Apresentando a segunda parte do documento, Isaac Porto destacou como o mito da democracia racial, que vem sendo denunciado pelo movimento negro brasileiro há décadas, marcou a ideologia do branqueamento, segundo a qual os valores brancos são únicos e universais, forjando a construção da sociedade brasileira como um todo. Com isso, Isaac reiterou a urgência de se racializarem as reflexões sobre direitos humanos da população LGBTI, ressaltando que as diferenças entre as experiências das pessoas LGBTI brancas e negras, se tornam mais gritantes quando se comparam as experiências entre as pessoas cis e trans.

“É nítido que pessoas LGBTI negras são as mais afetadas em termos de assassinatos no Brasil e os alvos preferenciais da violência policial, assim como enfrentam mais dificuldades no acesso à justiça, à saúde, à educação e ao trabalho. Desse modo, é essencial o fortalecimento das organizações e ativistas brasileiras para que tenham as condições necessárias a visibilizar a situação de direitos humanos da população LGBTI no Brasil, bem como a forma com que têm resistido às mais diversas e perversas violações”, comentou Isaac.

Leonardo Peçanha, homem trans negro, ativista do Instituto Brasileiro de Transmasculinidades (Ibrat) e do Fórum Nacional de Travestis e Transexuais Negras e Negros (FONATRANS), enfatizou as questões sobre acesso à saúde de pessoas negras LGBTI. Leonardo frisou que há muitos homens trans que estão engravidando e os tratamentos ginecológicos são reforçados de forma machista e, entre as especificidades de homens trans negros, está o mito de que as pessoas negras suportam mais a dor, sendo essa uma das consequências do racismo.

Para Janaína Oliveira, Coordenadora Administrativa da Rede Afro-LGBT, ser negro no Brasil significa que até a morte da população negra precisa ser debatida constantemente, pois nesse país o povo negro tem que lutar primeiro pela vida para depois lutar pelos seus direitos. “Trazer esse dossiê é não só provocar visibilidade internacional, mas também provocar a população brasileira para essa nossa invisibilidade. É um documento que traz a nossa falta de acesso e o tratamento do Estado aos nossos corpos. O dossiê permite pensar políticas públicas que gerem condições igualitárias de acesso para a população LGBTI negra brasileira”, comentou.

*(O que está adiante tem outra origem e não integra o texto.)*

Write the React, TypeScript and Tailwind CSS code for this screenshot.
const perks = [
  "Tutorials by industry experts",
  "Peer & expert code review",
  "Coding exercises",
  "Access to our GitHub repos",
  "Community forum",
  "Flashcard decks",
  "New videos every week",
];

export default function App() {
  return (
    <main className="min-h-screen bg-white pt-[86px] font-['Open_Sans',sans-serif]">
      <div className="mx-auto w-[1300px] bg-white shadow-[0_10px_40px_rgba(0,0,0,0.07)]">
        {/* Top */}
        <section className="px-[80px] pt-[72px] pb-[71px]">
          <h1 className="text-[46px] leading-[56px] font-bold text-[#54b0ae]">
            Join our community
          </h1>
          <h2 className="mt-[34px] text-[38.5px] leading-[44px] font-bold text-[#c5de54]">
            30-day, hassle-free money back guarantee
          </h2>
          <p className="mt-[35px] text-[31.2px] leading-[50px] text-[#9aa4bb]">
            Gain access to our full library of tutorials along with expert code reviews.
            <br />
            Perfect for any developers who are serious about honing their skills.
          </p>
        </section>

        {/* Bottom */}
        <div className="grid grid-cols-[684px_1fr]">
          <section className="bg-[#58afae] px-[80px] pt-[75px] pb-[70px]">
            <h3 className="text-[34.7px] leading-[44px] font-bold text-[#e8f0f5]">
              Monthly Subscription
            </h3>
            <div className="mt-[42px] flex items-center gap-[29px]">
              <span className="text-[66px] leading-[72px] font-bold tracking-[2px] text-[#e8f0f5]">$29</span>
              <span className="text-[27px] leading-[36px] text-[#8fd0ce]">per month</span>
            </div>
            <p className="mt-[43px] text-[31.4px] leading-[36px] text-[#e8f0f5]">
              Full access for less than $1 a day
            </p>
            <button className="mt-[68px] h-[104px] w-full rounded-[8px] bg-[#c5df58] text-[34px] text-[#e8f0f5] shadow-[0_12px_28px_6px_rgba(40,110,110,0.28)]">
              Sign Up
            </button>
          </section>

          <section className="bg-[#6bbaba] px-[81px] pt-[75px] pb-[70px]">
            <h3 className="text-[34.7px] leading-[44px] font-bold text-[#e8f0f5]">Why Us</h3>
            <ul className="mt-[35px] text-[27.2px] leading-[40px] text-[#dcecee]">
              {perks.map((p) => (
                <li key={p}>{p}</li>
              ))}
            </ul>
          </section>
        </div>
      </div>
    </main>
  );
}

Alessandra Ramos, Presidenta do Instituto Transformar Shelida Ayana, denunciou que o acesse à saúde não é garantido de forma igualitária a pessoas trans, que muitas vezes são tratadas com risos e impedimentos quando recorrem a tratamentos de saúde. Por isso, é necessário reconhecer os direitos específicos da população trans. “É importante que saibamos que as pessoas trans são as mais afetadas quando falamos da interseccionalidade de gênero e raça. Essas pessoas não possuem gozo pleno de seus direitos. Nesse sentido o dossiê é um marco”, explicou.

Finalizando o debate, o Especialista Independente em Identidade de Gênero e Orientação Sexual (IESOGI) da ONU, Victor Madrigal-Borloz, celebrou a realização do dossiê e seu papel fortalecedor na construção de políticas públicas de acesso à saúde, ao trabalho e à justiça. Para Madrigal-Borloz, “o dossiê apresenta as diversas identidades dentro do movimento LGBTI e a necessidade do reconhecimento dessas agendas perpassa pela racialização da discussão. Assim, o dossiê traz a conexão entre as identidades sociais e a importância de ocupar espaços políticos”. Assim, o IESOGI afirmou seu compromisso com a perspectiva racial em seu mandato.

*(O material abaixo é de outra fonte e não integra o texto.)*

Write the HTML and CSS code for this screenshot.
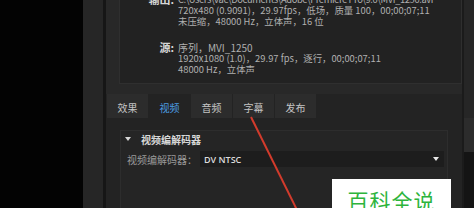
FILE: index.html
```html
<!DOCTYPE html>
<html lang="zh">
<head>
<meta charset="utf-8">
<link rel="stylesheet" href="styles.css">
</head>
<body>
<div class="app">
  <div class="blackcol"></div>
  <div class="side"></div>
  <div class="sep"></div>
  <div class="main">
    <div class="info">
      <div class="group">
        <div class="lbl">输出:</div>
        <div class="lines">
          <div class="path">C:\Users\Vae\Documents\Adobe\Premiere Pro\9.0\MVI_1250.avi</div>
          <div>720x480 (0.9091)，29.97fps，低场，质量 100，00;00;07;11</div>
          <div>未压缩，48000 Hz，立体声，16 位</div>
        </div>
      </div>
      <div class="group g2">
        <div class="lbl">源:</div>
        <div class="lines">
          <div class="first">序列，MVI_1250</div>
          <div>1920x1080 (1.0)，29.97 fps，逐行，00;00;07;11</div>
          <div>48000 Hz，立体声</div>
        </div>
      </div>
    </div>
    <div class="tabs">
      <div class="tab">效果</div>
      <div class="tab active">视频</div>
      <div class="tab">音频</div>
      <div class="tab">字幕</div>
      <div class="tab">发布</div>
    </div>
    <div class="content">
      <div class="section">
        <div class="sec-head"><span class="tri"></span>视频编解码器</div>
        <div class="row">
          <div class="row-lbl">视频编解码器：</div>
          <div class="select"><span>DV NTSC</span><span class="arrow"></span></div>
        </div>
      </div>
    </div>
  </div>
  <div class="sep2"></div>
  <div class="rightcol">
    <div class="rc-top"></div>
    <div class="rc-mid"></div>
    <div class="rc-bot"></div>
  </div>
</div>
<svg class="redline" width="474" height="208" viewBox="0 0 474 208"><line x1="251" y1="117" x2="298" y2="212" stroke="#d23b2c" stroke-width="2"/></svg>
<div class="badge">百科全说</div>
</body>
</html>
```
FILE: styles.css
```css
html, body {
  margin: 0;
  padding: 0;
  background: #000;
  width: 474px;
  height: 208px;
  overflow: hidden;
  font-family: "Noto Sans CJK SC", "Liberation Sans", sans-serif;
}
.app {
  display: flex;
  height: 208px;
  overflow: hidden;
}
.blackcol { width: 83px; background: #030303; flex: none; }
.side { width: 20px; background: #262626; flex: none; }
.sep { width: 3px; background: #161616; flex: none; }
.main {
  width: 356px;
  flex: none;
  background: #282828;
  display: flex;
  flex-direction: column;
  overflow: hidden;
}
.sep2 { width: 2px; background: #1b1b1b; flex: none; }
.rightcol { flex: 1; display: flex; flex-direction: column; }
.rc-top { height: 118px; background: #262626; flex: none; }
.rc-mid { height: 34px; background: #2c2c2c; flex: none; }
.rc-bot { flex: 1; background: #141414; }

.info {
  flex: none;
  margin: -6px 0 0 13px;
  height: 90px;
  box-sizing: border-box;
  background: #222;
  border: 1px solid #2f2f2f;
  border-top: none;
  font-size: 9.4px;
  line-height: 11px;
  color: #b0b0b0;
}
.group { display: flex; }
.g2 { margin-top: 15px; }
.lbl {
  width: 54px;
  text-align: right;
  padding-right: 4px;
  color: #d6d6d6;
  font-weight: bold;
  font-size: 11px;
  flex: none;
}
.lines { white-space: nowrap; }
.lines .path { letter-spacing: -0.4px; }
.lines .first { font-size: 10px; }

.tabs {
  flex: none;
  display: flex;
  margin-top: 10px;
  height: 24px;
  background: #232323;
  padding-left: 1px;
  gap: 1px;
}
.tab {
  width: 41px;
  background: #2c2c2c;
  color: #c4c4c4;
  font-size: 10px;
  display: flex;
  align-items: center;
  justify-content: center;
  padding-top: 2px;
}
.tab.active { background: #232323; color: #4b9be0; }

.content {
  flex: 1;
  min-height: 0;
  background: #232323;
  padding: 12px 14px 0 14px;
}
.section {
  border: 1px solid #2d2d2d;
  border-bottom: none;
  background: #252525;
  height: 80px;
}
.sec-head {
  height: 16px;
  display: flex;
  align-items: center;
  font-size: 10px;
  font-weight: bold;
  color: #d8d8d8;
  padding-left: 4px;
}
.tri {
  width: 0; height: 0;
  border-left: 3px solid transparent;
  border-right: 3px solid transparent;
  border-top: 4px solid #d8d8d8;
  margin-right: 10px;
}
.row {
  display: flex;
  align-items: center;
  margin-top: 4px;
  padding-left: 6px;
}
.row-lbl {
  width: 73px;
  font-size: 10px;
  color: #9a9a9a;
  flex: none;
}
.select {
  width: 244px;
  height: 16px;
  background: #1d1d1d;
  display: flex;
  align-items: center;
  justify-content: space-between;
  padding: 0 5px 0 4px;
  box-sizing: border-box;
  font-size: 9px;
  color: #dcdcdc;
  font-family: "Open Sans", "Liberation Sans", sans-serif;
  font-weight: 600;
}
.arrow {
  width: 0; height: 0;
  border-left: 3px solid transparent;
  border-right: 3px solid transparent;
  border-top: 4px solid #e8e8e8;
}
.redline {
  position: absolute;
  left: 0; top: 0;
}
.badge {
  position: absolute;
  left: 332px;
  top: 179px;
  width: 119px;
  height: 29px;
  overflow: hidden;
  background: #fff;
  color: #2db43c;
  font-size: 21px;
  line-height: 21px;
  text-align: center;
  padding-top: 11px;
  box-sizing: border-box;
  letter-spacing: 1px;
}
```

Em vista de todo processo de pesquisa e do debate gerado entre diversas organizações LGBTI da sociedade civil que participaram da construção do dossiê, Raça e Igualdade conclui o documento apresentando recomendações ao Estado brasileiro, às organizações internacionais de direitos humanos, à sociedade civil e aos órgãos judiciários, das quais destacamos:

1 – A ratificação da Convenção Interamericana Contra o Racismo, a Discriminação Racial e Formas Correlatas de Intolerância e da Convenção Interamericana Contra Toda Forma de Discriminação e Intolerância.

2 – Que se estabeleça um plano de metas para o combate à violência LGBTIfóbica no Brasil, por meio de uma atuação intersetorial que estabeleça diretrizes unificadas para o combate à LGBTIfobia e o racismo.

3 – Que o Ministério Público do Trabalho realize campanhas específicas contra a discriminação à população LGBTI negra, a fim de garantir critérios justos de seleção, promoção, salários e condições de trabalho.

4 – Que se dê todo o suporte necessário às organizações da sociedade civil que se empenham na produção de dados sobre assassinatos de pessoas LGBTI, com a garantia de que não encontrarão empecilhos burocráticos desnecessários para o seu bom funcionamento, e que terão os seus trabalhos respeitados pelos governantes.